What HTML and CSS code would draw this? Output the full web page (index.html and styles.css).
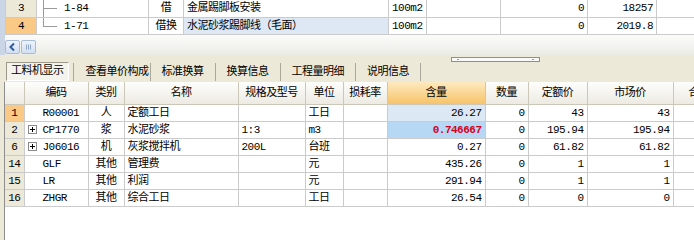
FILE: index.html
```html
<!DOCTYPE html>
<html lang="zh-CN">
<head>
  <meta charset="UTF-8" />
  <title>工料机显示</title>
  <link rel="stylesheet" href="styles.css">
</head>
<body>

<!-- upper grid: sub items -->
<div class="upper">
  <table class="grid grid-top">
    <colgroup>
      <col style="width:31px"><col style="width:112px"><col style="width:35px"><col style="width:205px">
      <col style="width:38px"><col style="width:74px"><col style="width:87px"><col style="width:69px"><col style="width:60px">
    </colgroup>
    <tr>
      <td class="rn">3</td>
      <td class="tree mid">1-84</td>
      <td class="c">借</td>
      <td>金属踢脚板安装</td>
      <td>100m2</td>
      <td></td>
      <td class="n">0</td>
      <td class="n">18257</td>
      <td></td>
    </tr>
    <tr>
      <td class="rn on">4</td>
      <td class="tree last">1-71</td>
      <td class="c">借换</td>
      <td class="pick">水泥砂浆踢脚线（毛面）</td>
      <td>100m2</td>
      <td></td>
      <td class="n">0</td>
      <td class="n">2019.8</td>
      <td></td>
    </tr>
  </table>
  <div class="hscroll">
    <span class="sb-btn">
      <svg width="13" height="12" viewBox="0 0 13 12"><path d="M8 2.5 4.5 6 8 9.5" fill="none" stroke="#2f5d9e" stroke-width="2"/></svg>
    </span>
    <span class="sb-btn">
      <svg width="13" height="12" viewBox="0 0 13 12"><path d="M4.5 3.5v5M6.5 3.5v5M8.5 3.5v5" stroke="#8ea6c8" stroke-width="1"/></svg>
    </span>
  </div>
</div>

<!-- lower pane: resources -->
<div class="lower">
  <div class="splitter"><span class="grip"></span></div>

  <div class="tabs">
    <span class="tab on">工料机显示</span>
    <span class="tab first">查看单价构成</span>
    <span class="tab">标准换算</span>
    <span class="tab">换算信息</span>
    <span class="tab">工程量明细</span>
    <span class="tab end">说明信息</span>
  </div>

  <div class="sheet">
    <table class="grid grid-main">
      <colgroup>
        <col style="width:19px"><col style="width:64px"><col style="width:36px"><col style="width:114px">
        <col style="width:67px"><col style="width:38px"><col style="width:44px"><col style="width:98px">
        <col style="width:43px"><col style="width:59px"><col style="width:86px"><col style="width:52px">
      </colgroup>
      <thead>
        <tr>
          <th></th>
          <th>编码</th>
          <th>类别</th>
          <th>名称</th>
          <th>规格及型号</th>
          <th>单位</th>
          <th>损耗率</th>
          <th class="hot">含量</th>
          <th>数量</th>
          <th>定额价</th>
          <th>市场价</th>
          <th>合价</th>
        </tr>
      </thead>
      <tbody>
        <tr>
          <td class="rn on">1</td>
          <td class="code">R00001</td>
          <td class="c">人</td>
          <td>定额工日</td>
          <td></td>
          <td>工日</td>
          <td></td>
          <td class="n light">26.27</td>
          <td class="n">0</td>
          <td class="n">43</td>
          <td class="n">43</td>
          <td></td>
        </tr>
        <tr>
          <td class="rn">2</td>
          <td class="code exp"><svg class="plus" width="9" height="9" viewBox="0 0 9 9"><rect x="0.5" y="0.5" width="8" height="8" fill="#fff" stroke="#8a8a8a"/><path d="M2 4.5h5M4.5 2v5" stroke="#000"/></svg>CP1770</td>
          <td class="c">浆</td>
          <td>水泥砂浆</td>
          <td>1:3</td>
          <td>m3</td>
          <td></td>
          <td class="n focus">0.746667</td>
          <td class="n">0</td>
          <td class="n">195.94</td>
          <td class="n">195.94</td>
          <td></td>
        </tr>
        <tr>
          <td class="rn">6</td>
          <td class="code exp"><svg class="plus" width="9" height="9" viewBox="0 0 9 9"><rect x="0.5" y="0.5" width="8" height="8" fill="#fff" stroke="#8a8a8a"/><path d="M2 4.5h5M4.5 2v5" stroke="#000"/></svg>J06016</td>
          <td class="c">机</td>
          <td>灰浆搅拌机</td>
          <td>200L</td>
          <td>台班</td>
          <td></td>
          <td class="n">0.27</td>
          <td class="n">0</td>
          <td class="n">61.82</td>
          <td class="n">61.82</td>
          <td></td>
        </tr>
        <tr>
          <td class="rn">14</td>
          <td class="code">GLF</td>
          <td class="c">其他</td>
          <td>管理费</td>
          <td></td>
          <td>元</td>
          <td></td>
          <td class="n">435.26</td>
          <td class="n">0</td>
          <td class="n">1</td>
          <td class="n">1</td>
          <td></td>
        </tr>
        <tr>
          <td class="rn">15</td>
          <td class="code">LR</td>
          <td class="c">其他</td>
          <td>利润</td>
          <td></td>
          <td>元</td>
          <td></td>
          <td class="n">291.94</td>
          <td class="n">0</td>
          <td class="n">1</td>
          <td class="n">1</td>
          <td></td>
        </tr>
        <tr>
          <td class="rn">16</td>
          <td class="code">ZHGR</td>
          <td class="c">其他</td>
          <td>综合工日</td>
          <td></td>
          <td>工日</td>
          <td></td>
          <td class="n">26.54</td>
          <td class="n">0</td>
          <td class="n">0</td>
          <td class="n">0</td>
          <td></td>
        </tr>
      </tbody>
    </table>
  </div>
</div>

</body>
</html>
```

FILE: styles.css
```css
* {
  box-sizing: border-box;
}

body {
  margin: 0;
  width: 694px;
  height: 240px;
  overflow: hidden;
  font-family: "Liberation Mono", "Noto Sans CJK SC", monospace;
  font-size: 11px;
  letter-spacing: -0.5px;
  color: #000;
  background: #ece9d8;
}

/* upper grid */
.upper {
  height: 55px;
  border-left: 5px solid #cad6e5;
  background: #fff;
  overflow: hidden;
}

.grid {
  border-collapse: collapse;
  table-layout: fixed;
}

.grid td,
.grid th {
  height: 17px;
  padding: 0 3px;
  line-height: 16px;
  border: 1px solid #cbcbcb;
  white-space: nowrap;
  overflow: hidden;
  text-align: left;
  font-weight: normal;
}

.grid-top {
  width: 711px;
}

.grid-top tr:first-child td {
  border-top: none;
}

.grid td.c {
  text-align: center;
}

.grid td.n {
  text-align: right;
}

.grid td.rn {
  background: #ece9d8;
  text-align: center;
  padding: 0;
}

.grid td.rn.on {
  background: #f9c985;
}

.grid td.pick {
  background: #dee8f4;
}

/* tree connector lines */
.grid td.tree {
  padding-left: 27px;
}

.tree.mid {
  background:
    linear-gradient(#9a9a9a, #9a9a9a) 6px 0 / 1px 100% no-repeat,
    linear-gradient(#9a9a9a, #9a9a9a) 6px 8px / 14px 1px no-repeat;
}

.tree.last {
  background:
    linear-gradient(#9a9a9a, #9a9a9a) 6px 0 / 1px 9px no-repeat,
    linear-gradient(#9a9a9a, #9a9a9a) 6px 8px / 14px 1px no-repeat;
}

.hscroll {
  display: flex;
  gap: 1px;
  height: 21px;
  padding-top: 5px;
  background: linear-gradient(#fbfbfa, #ebebe5);
}

.sb-btn {
  display: flex;
  align-items: center;
  justify-content: center;
  width: 15px;
  height: 14px;
  border: 1px solid #a9bcd6;
  border-radius: 2px;
  background: linear-gradient(#eef3fb, #d3e0f1);
}

/* lower pane */
.lower {
  height: 185px;
}

.splitter {
  height: 7px;
  padding-top: 2px;
}

.grip {
  display: block;
  width: 89px;
  height: 5px;
  margin-left: 451px;
  border: 1px solid #8f8f8f;
  background:
    linear-gradient(#9a9a9a, #9a9a9a) 5px 1px / 2px 1px no-repeat,
    linear-gradient(#9a9a9a, #9a9a9a) 80px 1px / 2px 1px no-repeat,
    #fafafa;
}

.tabs {
  display: flex;
  align-items: flex-start;
  height: 20px;
  padding-left: 6px;
}

.tab {
  height: 18px;
  margin-top: 1px;
  padding: 0 11px;
  line-height: 18px;
  border-left: 1px solid #aca899;
  white-space: nowrap;
}

.tab.on {
  height: 19px;
  margin-top: 0;
  margin-right: 4px;
  padding: 0 4px;
  line-height: 17px;
  border: 1px solid #9c998b;
  border-right-color: #fff;
  border-bottom-color: #fff;
  background: #f4f3ec;
}

.tab.first {
  padding: 0 1px 0 12px;
}

.tab.end {
  border-right: 1px solid #aca899;
}

.sheet {
  height: 158px;
  margin-left: 4px;
  border-left: 1px solid #8e8e8e;
  background: #fff;
  overflow: hidden;
}

.grid-main {
  width: 720px;
}

.grid-main tr:first-child th {
  border-top: none;
}

.grid-main td:first-child,
.grid-main th:first-child {
  border-left: none;
}

.grid th {
  height: 22px;
  text-align: center;
  border-color: #cbc8ba;
  background: linear-gradient(#fdfdfb, #eceae2);
}

.grid th.hot {
  background: linear-gradient(#fde9c0, #f6c368);
}

.grid td.code {
  padding-left: 18px;
}

.grid td.code.exp {
  padding-left: 3px;
}

.plus {
  margin-right: 6px;
  vertical-align: -1px;
}

.grid td.light {
  background: #dde8f5;
}

.grid td.focus {
  background: #b7d8f4;
  color: #d1001c;
  font-weight: bold;
}
```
::::::::
WHAT TO WORK ON:
Identify and copy all lines with the word "index".

RESULT FOR THIS EXERCISE:
What HTML and CSS code would draw this? Output the full web page (index.html and styles.css).
FILE: index.html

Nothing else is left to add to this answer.